You cannot possibly get lost - you'd have to try really hard!  The whole route is on the North Downs Way National Trail which is well marked with the usual little acorn symbol, but on top of that there are bright orange chalk paint arrows and lots of red & white stripy tape to give you the confidence you're on the right track (all removed by sweeper runners following the cut-off times).

And the profile is nicely challenging without being so tough it makes you cry (but the *steps*!)

There are quite a lot of steps. Many many up, and later on when legs are getting a bit used, lots down too (ow!).

The day was perfect; weather was 6-12 degrees, sunny and light breezes every now and then.  The shade of the trees kept the sunburn at bay though I am a little pink in places the morning after.  I did manage to throw myself down a couple of descents onto hands & knees so they got a bit scraped up.

The second trip and fall was the only time I had a dark moment in the whole run - which is phenomenal.  No thoughts at all of "why am I bothering?" etc. apart from 15 seconds or so after the second fall.  And then in the last 3 miles, I tripped AGAIN! But this time, I yelled "seriously!", recovered it without hitting the deck. Yay!

The first half, as I said, is undulating/rolling and the second half is pretty lumpy.  This means you get to half way in much less than half of the total time.  Which can be a bit difficult to mentally deal with unless you're really ready for it.  Having gone out and recced the lumpiest bit of the route by chance, I was pretty ready for it.  And James had prepared me for it well too.  5 hours for the first half, but 6 and a half for the second half.  Yes you're more fatigued in the second half, but there's a lot more up and down in that half.
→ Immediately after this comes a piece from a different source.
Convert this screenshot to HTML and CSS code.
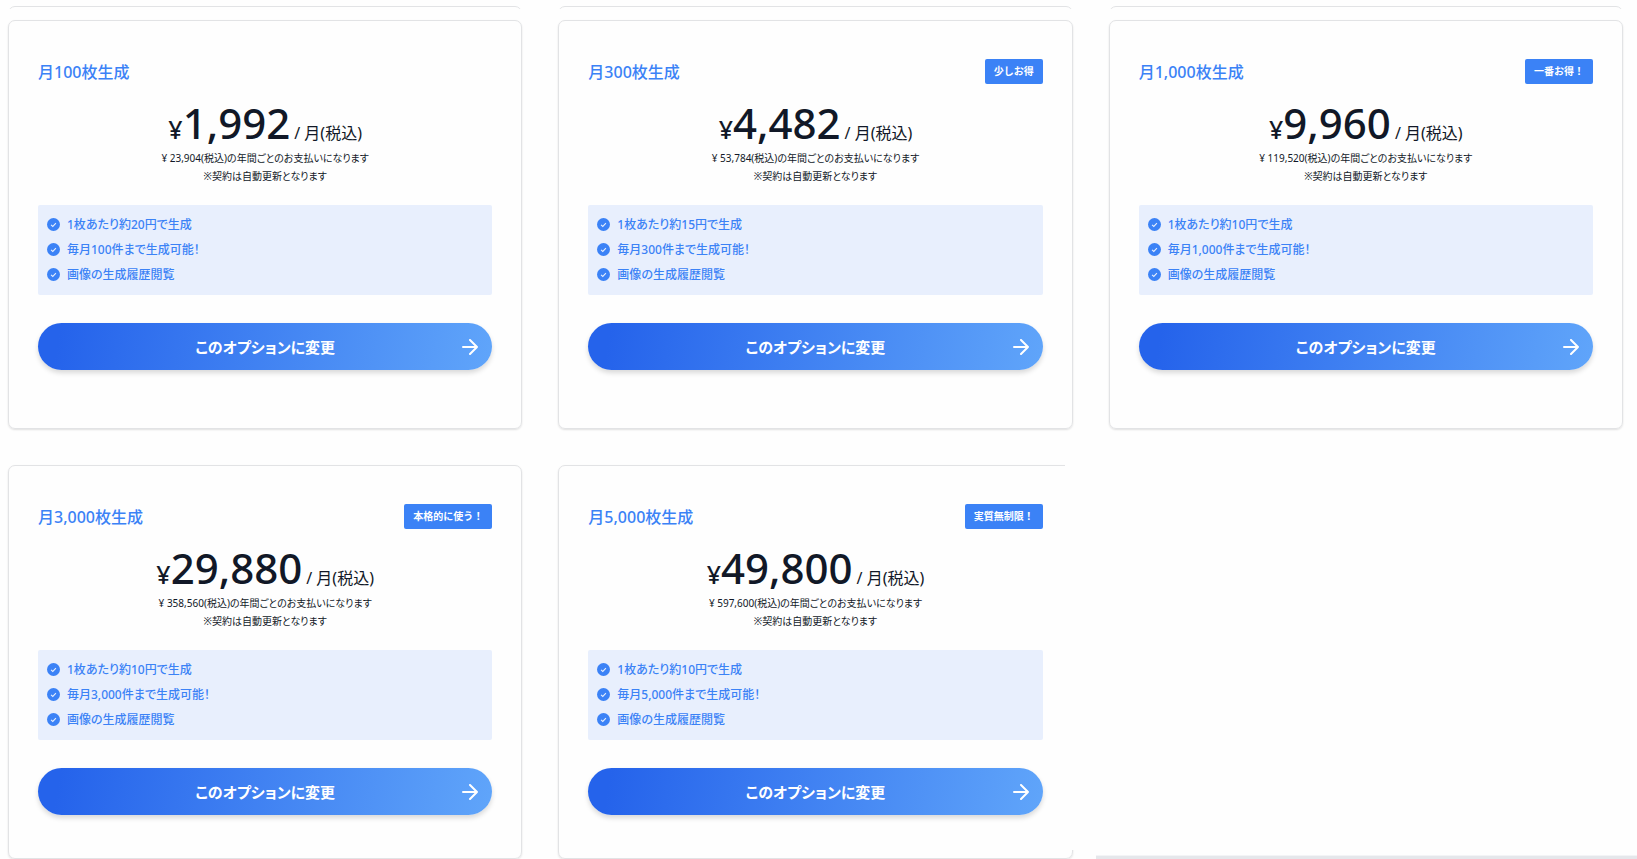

As the National Trail guide says... "more challenging" (a little understated for a run rather than a walk).

Overall I really enjoyed myself. I had a great day out. Yes stuff hurts at the end and there are aches the next day, but it was beautiful, safe, challenging and really spirit-lifting stuff! I can see why it's the race with the highest return rate. Thank you Centurion Running! (and thank you to all of the volunteers!)